再来看英国。数据显示,最新3月份的英国通胀率降至3.2%,上涨幅度创下两年半以来的最低水平,而且英国央行预计未来两年内通胀率还会回落至2%的政策目标附近,调降利率的风险会不断降低。更为关键的是,英国经济在去年第三和第四季度连续两个季度出现负增长,虽然今年第一季度实现了正增长并暂时扭转了技术性衰退的趋势,但在强势美元的压制之下,今年前四个月英镑有3个月出现回落,受到影响,英国零售销售增速出现了连续2个月的下行。另外,英国失业率目前已上升4.2%,一季度升幅创下了过去三年来最高,反映劳动力市场正在降温,市场需要对处在16年来最高水平的利率进行松绑,否则不排除英国经济会再度向下。按照权威机构预测,英国央行最早或在8月进行降息,且不排除会打破传统以50个基点为降息步调。
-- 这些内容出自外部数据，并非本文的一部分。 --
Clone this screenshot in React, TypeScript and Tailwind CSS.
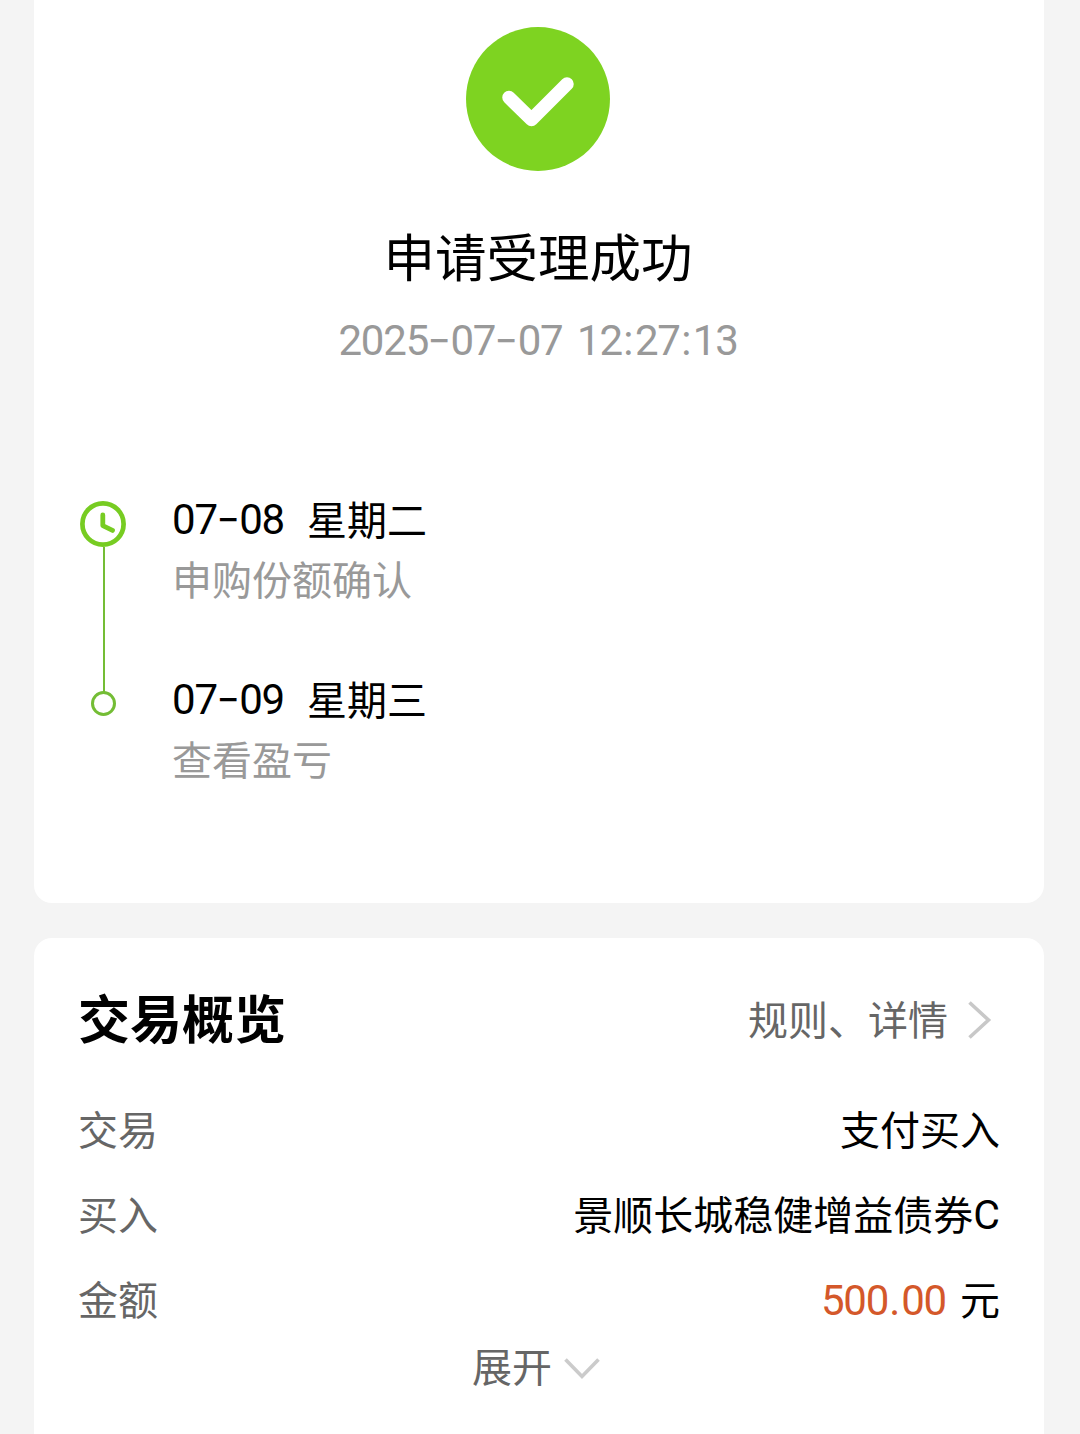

最后来看日本。3月日本CPI同比增长2.7%,环比降低0.1个百分点,同时剔除生鲜食品和能源的核心CPI同比上涨2.9%,环比下降0.3%,但值得注意的是,截至今年3月,日本通胀率已连续24个月超过2%,核心CPI更是出现连续31个月的同比上升,而更令日本央行头疼的是,本轮通胀行情并非由国内消费需求拉动所致,而是由进口产品价格上涨所引起,其结果不仅不利于消费,反而会抑制消费。按照日本总务省公布的数据,成本型通胀已经限制了家庭的可自由支配的支出,日本家庭消费已经连续14个月下滑。动态来看,由于日元贬值,加之地缘政治风险抬升引起的大宗商品价格上涨,进口产品价格的传导型通胀可能继续加剧,同时今年日本“春斗”后企业加薪超过4%,服务业价格存在上升的冲动,综合下来日本整体通胀的上行风险大于下行风险,由此也提高了日本央行在前期脱离负利率的基础上进一步升息的概率。此外,日元大幅贬值也引起了日本央行的高度关注,相应的也增加货币政策边际收紧的可能性,市场由此预计日本央行会在7月份与10月份的货币政策会议上作出连续升息的决定。